Four years ago this month, a Canadian citizen named Maher Arar was on his way back to Canada from a family vacation in Tunisia. The Syrian-born man had a stopover at JFK airport in New York. The date was September 26, 2002. He wouldn't see his family for another 374 days.

After being questioned at the airport, U.S. officials took him to an immigration facility in New York. Two weeks later he was secretly flown to Jordan aboard a Gulfstream Jet. Maher Arar ended up in Syria where he was held in a cell, the size of a grave. He was repeatedly tortured. For weeks his family didn't even know where he was.

On Monday, the Canadian government admitted for the first time that Arar was a completely innocent man.

Let's review that again. We whisked a completely innocent man off the streets of the United States and tortured him for a year in the Middle East. This was done not by the Soviet Union, not by China, and not by al Quaeda. By us. And yesterday, our representatives put their stamp of approval on behavior like this and its utter imperviousness to redress in a court of law.

What's particularly galling is that the techniques in question (particularly waterboarding and cold rooms) were stolen primarily from the Khmer Rouge and were intended not to discover secret plots, but to force confessions. Confessions to what? Whatever the torturers wanted, because when you torture someone they'll say literally anything to make it stop. Other than reading tea leaves, it's about the stupidest and most useless way to gather intelligence there is.

But that's not all the bill passed yesterday did. It also eviscerated the right to habeus corpus. From Wikipedia:
A writ of habeas corpus is a court order addressed to a prison official (or other custodian) ordering that a detainee be brought to the court so it can be determined whether or not that person is imprisoned lawfully and whether or not he or she should be released from custody. The writ of habeas corpus in common law countries is an important instrument for the safeguarding of individual freedom against arbitrary state action.

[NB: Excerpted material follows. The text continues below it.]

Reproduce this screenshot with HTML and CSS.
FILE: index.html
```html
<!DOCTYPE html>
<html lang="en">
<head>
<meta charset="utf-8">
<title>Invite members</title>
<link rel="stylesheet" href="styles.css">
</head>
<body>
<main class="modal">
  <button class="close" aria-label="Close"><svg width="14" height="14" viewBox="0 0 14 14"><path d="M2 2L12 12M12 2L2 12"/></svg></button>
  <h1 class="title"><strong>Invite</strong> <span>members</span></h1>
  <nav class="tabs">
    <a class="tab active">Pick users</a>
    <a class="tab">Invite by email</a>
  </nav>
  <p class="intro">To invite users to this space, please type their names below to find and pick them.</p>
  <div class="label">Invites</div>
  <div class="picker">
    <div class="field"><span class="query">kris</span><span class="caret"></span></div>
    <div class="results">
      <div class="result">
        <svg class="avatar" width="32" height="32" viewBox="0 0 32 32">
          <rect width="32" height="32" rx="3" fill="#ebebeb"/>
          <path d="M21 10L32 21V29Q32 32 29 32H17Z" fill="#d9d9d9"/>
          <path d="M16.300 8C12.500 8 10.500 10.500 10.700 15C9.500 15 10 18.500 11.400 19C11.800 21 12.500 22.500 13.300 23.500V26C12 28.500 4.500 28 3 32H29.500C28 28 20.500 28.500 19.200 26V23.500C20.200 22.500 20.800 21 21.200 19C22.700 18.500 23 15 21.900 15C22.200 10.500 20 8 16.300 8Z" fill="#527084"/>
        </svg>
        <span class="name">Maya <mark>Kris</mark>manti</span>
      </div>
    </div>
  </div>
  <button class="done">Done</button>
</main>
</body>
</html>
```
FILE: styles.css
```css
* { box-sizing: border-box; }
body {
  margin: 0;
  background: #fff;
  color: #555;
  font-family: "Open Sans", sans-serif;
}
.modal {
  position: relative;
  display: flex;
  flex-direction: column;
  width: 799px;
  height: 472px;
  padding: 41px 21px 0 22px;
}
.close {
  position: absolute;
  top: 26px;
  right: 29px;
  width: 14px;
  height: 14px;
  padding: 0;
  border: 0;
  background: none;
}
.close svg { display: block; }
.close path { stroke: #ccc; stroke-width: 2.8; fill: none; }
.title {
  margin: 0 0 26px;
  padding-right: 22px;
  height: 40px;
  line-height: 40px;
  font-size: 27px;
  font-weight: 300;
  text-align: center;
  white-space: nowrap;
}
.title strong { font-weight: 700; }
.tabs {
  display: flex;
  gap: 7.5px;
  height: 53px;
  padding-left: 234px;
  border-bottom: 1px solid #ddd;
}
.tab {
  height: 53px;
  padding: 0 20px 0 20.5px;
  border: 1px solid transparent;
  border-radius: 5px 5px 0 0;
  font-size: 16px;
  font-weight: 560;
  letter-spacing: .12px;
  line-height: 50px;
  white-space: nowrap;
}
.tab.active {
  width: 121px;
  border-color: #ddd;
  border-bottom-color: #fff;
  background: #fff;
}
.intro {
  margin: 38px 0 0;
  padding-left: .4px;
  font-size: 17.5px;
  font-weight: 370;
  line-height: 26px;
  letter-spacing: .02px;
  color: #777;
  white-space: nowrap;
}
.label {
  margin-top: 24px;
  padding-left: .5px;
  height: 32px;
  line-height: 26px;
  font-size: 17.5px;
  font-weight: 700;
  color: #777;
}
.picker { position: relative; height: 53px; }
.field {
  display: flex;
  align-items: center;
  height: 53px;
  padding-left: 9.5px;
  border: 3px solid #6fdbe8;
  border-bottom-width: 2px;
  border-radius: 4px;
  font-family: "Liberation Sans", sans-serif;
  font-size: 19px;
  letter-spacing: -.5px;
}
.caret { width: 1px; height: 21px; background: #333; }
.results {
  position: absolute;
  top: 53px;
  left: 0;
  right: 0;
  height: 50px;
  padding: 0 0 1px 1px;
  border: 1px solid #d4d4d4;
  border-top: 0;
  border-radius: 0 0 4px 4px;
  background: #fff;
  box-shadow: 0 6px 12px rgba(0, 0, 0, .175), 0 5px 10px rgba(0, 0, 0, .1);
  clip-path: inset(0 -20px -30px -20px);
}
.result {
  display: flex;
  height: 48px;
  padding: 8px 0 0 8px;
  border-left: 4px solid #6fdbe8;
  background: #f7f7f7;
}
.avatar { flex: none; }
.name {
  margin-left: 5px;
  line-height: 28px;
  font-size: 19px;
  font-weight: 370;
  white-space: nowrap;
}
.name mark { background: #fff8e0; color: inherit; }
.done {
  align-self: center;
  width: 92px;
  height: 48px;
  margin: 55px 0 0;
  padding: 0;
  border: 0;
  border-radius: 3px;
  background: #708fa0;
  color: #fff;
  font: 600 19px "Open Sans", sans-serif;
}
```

It's so important for protecting liberty from arbitrary state action that it's written directly into the Constitution:
"The Privilege of the Writ of Habeas Corpus shall not be suspended, unless when in Cases of Rebellion or Invasion the public Safety may require it."
(Article One, section nine).

We basically gutted it yesterday. In essence, the President can declare anyone he likes to be an enemy combatant. The language is so vague, referring to "providing support for terrorists", that almost anything would fit it. And once a person is so declared, they can be taken into military custody where they will not have the right to challenge their arrest or to see the evidence against them. Habeus corpus does not exist for these people.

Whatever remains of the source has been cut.